Literary reviews by Tim Love.
Warning: Rather than reviews, these are often notes in preparation for reviews that were never finished, or pleas for help with understanding pieces. See Litref Reviews - a rationale for details.

Tuesday, 27 March 2012

"Gopagilla" by Roy Marshall (Crystal Clear Creators, 2012)

A pamphlet with poems from The Rialto, etc. In these poems all stanzas except the last (which can be shorter) have the same number of lines (in this case usually 2 or 3). The exceptions (but not by much) are "Egg" and "Telepathy". The format lends itself well to texts that have prose-like characteristics, where line-breaks aren't critical. "Dandytime", "Egg", and "Inheritance" could easily have been emotion-laden anecdotes at the heart of short stories. I like them. They, and "Ghost Walk", are the sort of poems that are easy to read yet hard to write. Some of the poems in the last third of the book are in a less lucid style - "No Signals Available" begins "The sky is unmanned; no dash or scrape of vapour/ in the high plateau of ghost ash, while grass on the hill/ is flattened to gloss".

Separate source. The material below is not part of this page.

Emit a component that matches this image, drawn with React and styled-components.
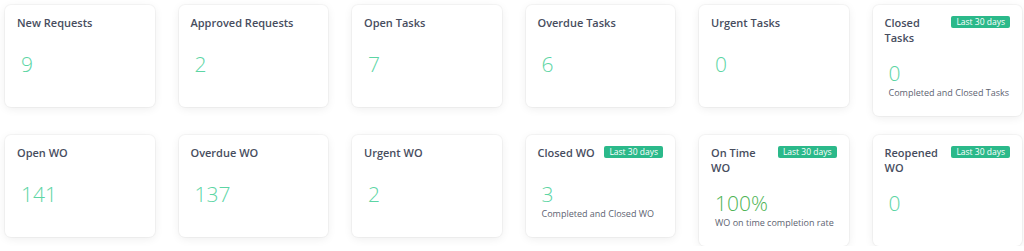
import React from "react";
import styled, { createGlobalStyle } from "styled-components";

const GlobalStyle = createGlobalStyle`
  body {
    margin: 0;
    background: #fff;
    font-family: "Open Sans", "Liberation Sans", sans-serif;
  }
`;

const stats = [
  { title: "New Requests", value: "9" },
  { title: "Approved Requests", value: "2" },
  { title: "Open Tasks", value: "7" },
  { title: "Overdue Tasks", value: "6" },
  { title: "Urgent Tasks", value: "0" },
  { title: "Closed Tasks", value: "0", badge: true, note: "Completed and Closed Tasks" },
  { title: "Open WO", value: "141" },
  { title: "Overdue WO", value: "137" },
  { title: "Urgent WO", value: "2" },
  { title: "Closed WO", value: "3", badge: true, note: "Completed and Closed WO" },
  { title: "On Time WO", value: "100%", badge: true, note: "WO on time completion rate", rate: true },
  { title: "Reopened WO", value: "0", badge: true },
];

const App = () => {
  return (
    <>
      <GlobalStyle />
      <Grid>
        {stats.map((s) => (
          <Card key={s.title}>
            <Header>
              <Title>{s.title}</Title>
              {s.badge && <Badge>Last 30 days</Badge>}
            </Header>
            <Body>
              <Value $rate={s.rate}>{s.value}</Value>
              {s.note && <Note>{s.note}</Note>}
            </Body>
          </Card>
        ))}
      </Grid>
    </>
  );
};

const Grid = styled.div`
  display: grid;
  grid-template-columns: repeat(6, 1fr);
  column-gap: 24px;
  row-gap: 19px;
  align-items: start;
  padding: 5px 2px 0 5px;
`;

const Card = styled.div`
  background: #fff;
  border-radius: 6px;
  box-shadow: 0 0 0 1px rgba(0, 0, 0, 0.03), 0 2px 10px rgba(0, 0, 0, 0.07);
  padding: 11px 12px 12px 12px;
`;

const Header = styled.div`
  display: flex;
  justify-content: space-between;
  align-items: flex-start;
  gap: 6px;
  min-height: 20px;
`;

const Title = styled.div`
  flex: 1;
  font-size: 11px;
  line-height: 14.5px;
  font-weight: 600;
  color: #474d5e;
`;

const Badge = styled.span`
  flex-shrink: 0;
  background: #2bb98a;
  color: #fff;
  font-size: 8.5px;
  line-height: 12px;
  padding: 0 5px;
  border-radius: 2px;
`;

const Body = styled.div`
  box-sizing: border-box;
  min-height: 59px;
  padding: 14px 0 0 4px;
`;

const Value = styled.div`
  font-size: 21px;
  line-height: 28px;
  font-weight: 300;
  color: ${(p) => (p.$rate ? "#4fb455" : "#5cd5a4")};
`;

const Note = styled.div`
  font-size: 9px;
  line-height: 12px;
  color: #5d6371;
`;

export default App;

In "Rose" a baby is "a small doppelganger", "a mirror of his mother", his lips "a perfect miniature" of hers - one comparison too many for me. "Hawk's Eyes" has "find the sine wave of a weasel/ through the geometry of plots". Gregory Leadbetter's written "I saw a weasel streak its sine-wave over the grass". I like the idea of "Records on the Bones" though I think the poem doesn't add quite enough to the source material.